- _GOAL_: Collect each line holding the string "page".

- _ENTRIES_:

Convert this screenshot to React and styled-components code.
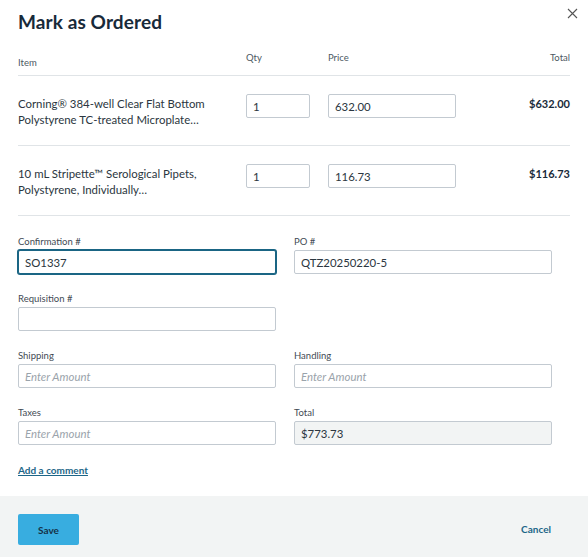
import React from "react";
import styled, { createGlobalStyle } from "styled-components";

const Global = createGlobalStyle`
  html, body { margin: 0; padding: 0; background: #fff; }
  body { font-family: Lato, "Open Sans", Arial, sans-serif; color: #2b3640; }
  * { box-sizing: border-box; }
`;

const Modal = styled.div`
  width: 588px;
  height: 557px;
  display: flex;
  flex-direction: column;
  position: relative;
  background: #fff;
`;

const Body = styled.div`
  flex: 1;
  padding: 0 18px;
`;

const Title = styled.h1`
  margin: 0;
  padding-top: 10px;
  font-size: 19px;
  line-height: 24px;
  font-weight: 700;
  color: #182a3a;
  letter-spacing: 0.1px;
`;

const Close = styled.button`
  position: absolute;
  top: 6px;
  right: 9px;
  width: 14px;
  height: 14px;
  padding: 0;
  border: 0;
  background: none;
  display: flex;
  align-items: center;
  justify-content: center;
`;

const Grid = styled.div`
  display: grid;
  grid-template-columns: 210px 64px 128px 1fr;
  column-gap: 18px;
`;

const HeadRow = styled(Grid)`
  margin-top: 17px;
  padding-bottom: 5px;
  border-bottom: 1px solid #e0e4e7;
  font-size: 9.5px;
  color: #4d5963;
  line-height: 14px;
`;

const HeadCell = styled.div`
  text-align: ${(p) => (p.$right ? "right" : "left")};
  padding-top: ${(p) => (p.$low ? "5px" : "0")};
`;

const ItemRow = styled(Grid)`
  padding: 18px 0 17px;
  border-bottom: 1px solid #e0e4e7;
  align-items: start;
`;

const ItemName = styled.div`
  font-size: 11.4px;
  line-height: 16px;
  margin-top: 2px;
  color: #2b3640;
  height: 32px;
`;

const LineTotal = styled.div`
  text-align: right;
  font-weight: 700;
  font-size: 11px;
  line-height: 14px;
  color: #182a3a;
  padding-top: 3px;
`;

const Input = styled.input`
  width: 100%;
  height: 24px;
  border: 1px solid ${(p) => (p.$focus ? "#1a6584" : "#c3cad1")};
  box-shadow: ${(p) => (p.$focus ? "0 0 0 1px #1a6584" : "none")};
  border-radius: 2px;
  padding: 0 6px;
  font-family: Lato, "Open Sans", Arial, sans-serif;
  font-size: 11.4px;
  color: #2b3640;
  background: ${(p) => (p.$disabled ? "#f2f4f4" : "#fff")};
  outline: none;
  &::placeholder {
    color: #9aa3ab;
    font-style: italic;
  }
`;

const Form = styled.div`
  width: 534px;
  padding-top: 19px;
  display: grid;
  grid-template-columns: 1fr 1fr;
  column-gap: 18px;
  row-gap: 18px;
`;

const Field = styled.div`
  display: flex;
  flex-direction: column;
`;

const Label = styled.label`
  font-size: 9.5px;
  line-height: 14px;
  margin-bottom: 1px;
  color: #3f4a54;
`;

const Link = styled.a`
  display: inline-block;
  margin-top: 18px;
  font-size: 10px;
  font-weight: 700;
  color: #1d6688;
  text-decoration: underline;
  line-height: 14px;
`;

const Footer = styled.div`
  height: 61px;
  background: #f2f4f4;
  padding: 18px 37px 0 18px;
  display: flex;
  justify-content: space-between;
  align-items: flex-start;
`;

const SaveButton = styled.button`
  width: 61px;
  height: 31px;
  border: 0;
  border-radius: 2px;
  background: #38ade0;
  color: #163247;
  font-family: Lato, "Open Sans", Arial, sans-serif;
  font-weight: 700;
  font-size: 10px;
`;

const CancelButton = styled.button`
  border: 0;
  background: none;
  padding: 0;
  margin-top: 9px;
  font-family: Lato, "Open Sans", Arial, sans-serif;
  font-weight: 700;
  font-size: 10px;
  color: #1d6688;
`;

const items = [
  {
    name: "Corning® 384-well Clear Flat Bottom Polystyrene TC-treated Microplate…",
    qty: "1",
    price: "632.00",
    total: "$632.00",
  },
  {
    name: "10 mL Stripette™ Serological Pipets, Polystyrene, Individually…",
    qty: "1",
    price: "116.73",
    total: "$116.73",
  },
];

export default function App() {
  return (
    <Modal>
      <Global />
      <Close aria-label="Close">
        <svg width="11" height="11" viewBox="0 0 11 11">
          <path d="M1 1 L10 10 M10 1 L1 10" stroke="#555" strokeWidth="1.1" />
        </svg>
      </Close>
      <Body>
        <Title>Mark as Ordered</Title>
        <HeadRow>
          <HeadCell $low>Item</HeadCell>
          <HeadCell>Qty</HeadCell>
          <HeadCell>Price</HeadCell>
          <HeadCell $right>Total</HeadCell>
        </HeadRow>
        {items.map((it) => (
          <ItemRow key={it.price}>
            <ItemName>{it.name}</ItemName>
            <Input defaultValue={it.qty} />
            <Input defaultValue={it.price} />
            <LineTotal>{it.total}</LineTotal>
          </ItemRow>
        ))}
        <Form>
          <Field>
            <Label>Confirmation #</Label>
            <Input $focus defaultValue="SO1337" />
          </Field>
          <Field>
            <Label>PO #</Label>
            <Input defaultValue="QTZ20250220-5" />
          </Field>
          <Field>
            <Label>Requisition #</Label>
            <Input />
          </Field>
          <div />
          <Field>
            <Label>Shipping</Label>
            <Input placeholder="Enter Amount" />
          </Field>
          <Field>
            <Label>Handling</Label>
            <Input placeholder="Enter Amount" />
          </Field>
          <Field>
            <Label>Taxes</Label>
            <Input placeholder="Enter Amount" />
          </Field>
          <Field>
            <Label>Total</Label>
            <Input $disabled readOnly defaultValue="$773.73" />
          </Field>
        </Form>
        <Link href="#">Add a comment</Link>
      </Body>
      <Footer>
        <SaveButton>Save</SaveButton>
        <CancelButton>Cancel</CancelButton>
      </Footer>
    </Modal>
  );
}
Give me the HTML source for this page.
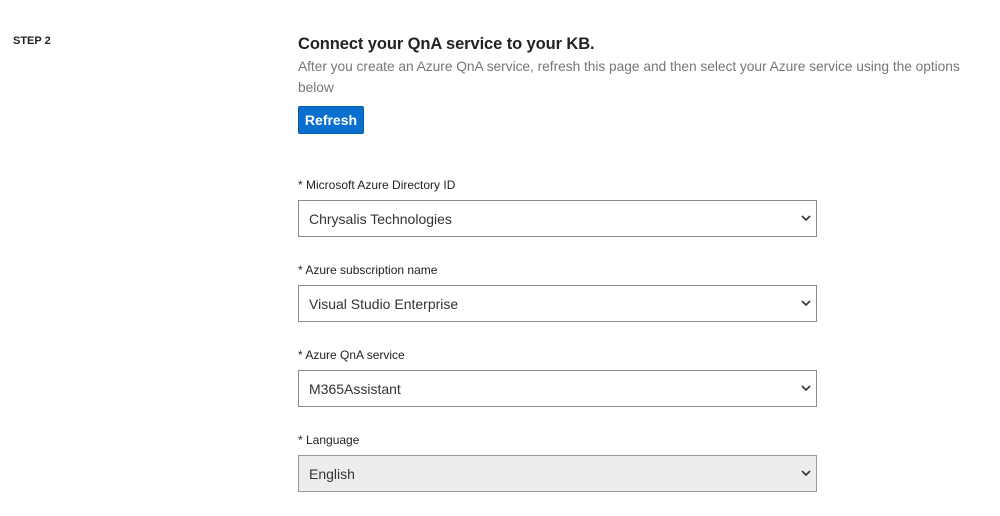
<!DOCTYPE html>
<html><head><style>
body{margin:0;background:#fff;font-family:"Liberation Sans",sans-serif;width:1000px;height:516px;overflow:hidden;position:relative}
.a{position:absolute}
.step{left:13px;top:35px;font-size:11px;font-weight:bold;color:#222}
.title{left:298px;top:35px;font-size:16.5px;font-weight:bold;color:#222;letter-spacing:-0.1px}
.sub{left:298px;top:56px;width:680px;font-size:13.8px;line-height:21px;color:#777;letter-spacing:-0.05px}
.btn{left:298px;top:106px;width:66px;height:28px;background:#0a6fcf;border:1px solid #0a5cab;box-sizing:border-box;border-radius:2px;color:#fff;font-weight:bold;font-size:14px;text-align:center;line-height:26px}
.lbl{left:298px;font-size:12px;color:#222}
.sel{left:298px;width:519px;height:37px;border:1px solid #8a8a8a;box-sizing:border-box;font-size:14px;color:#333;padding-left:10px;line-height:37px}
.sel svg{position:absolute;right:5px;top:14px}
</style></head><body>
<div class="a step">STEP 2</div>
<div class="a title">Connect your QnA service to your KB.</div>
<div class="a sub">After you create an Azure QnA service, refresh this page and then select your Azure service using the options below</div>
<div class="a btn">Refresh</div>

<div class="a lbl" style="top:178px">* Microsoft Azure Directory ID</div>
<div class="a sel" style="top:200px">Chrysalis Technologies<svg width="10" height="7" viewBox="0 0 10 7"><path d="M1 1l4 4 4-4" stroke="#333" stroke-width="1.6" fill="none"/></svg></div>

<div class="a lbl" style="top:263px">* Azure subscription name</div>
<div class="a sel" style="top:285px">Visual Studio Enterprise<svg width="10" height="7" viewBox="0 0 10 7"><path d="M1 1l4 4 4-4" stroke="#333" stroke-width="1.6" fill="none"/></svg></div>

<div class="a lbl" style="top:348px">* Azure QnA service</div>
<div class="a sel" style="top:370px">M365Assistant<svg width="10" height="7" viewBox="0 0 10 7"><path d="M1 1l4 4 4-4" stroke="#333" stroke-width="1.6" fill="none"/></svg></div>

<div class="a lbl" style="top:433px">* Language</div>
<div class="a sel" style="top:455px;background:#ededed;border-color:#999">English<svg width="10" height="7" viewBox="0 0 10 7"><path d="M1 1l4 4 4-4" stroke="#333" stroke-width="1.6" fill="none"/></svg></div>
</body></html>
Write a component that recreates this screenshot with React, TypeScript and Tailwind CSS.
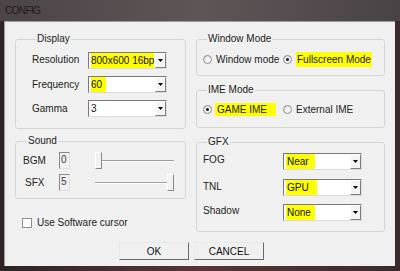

- _OUTPUT OF THE EXERCISE_:
Give me the HTML source for this page.
<div class="a sub">After you create an Azure QnA service, refresh this page and then select your Azure service using the options below</div>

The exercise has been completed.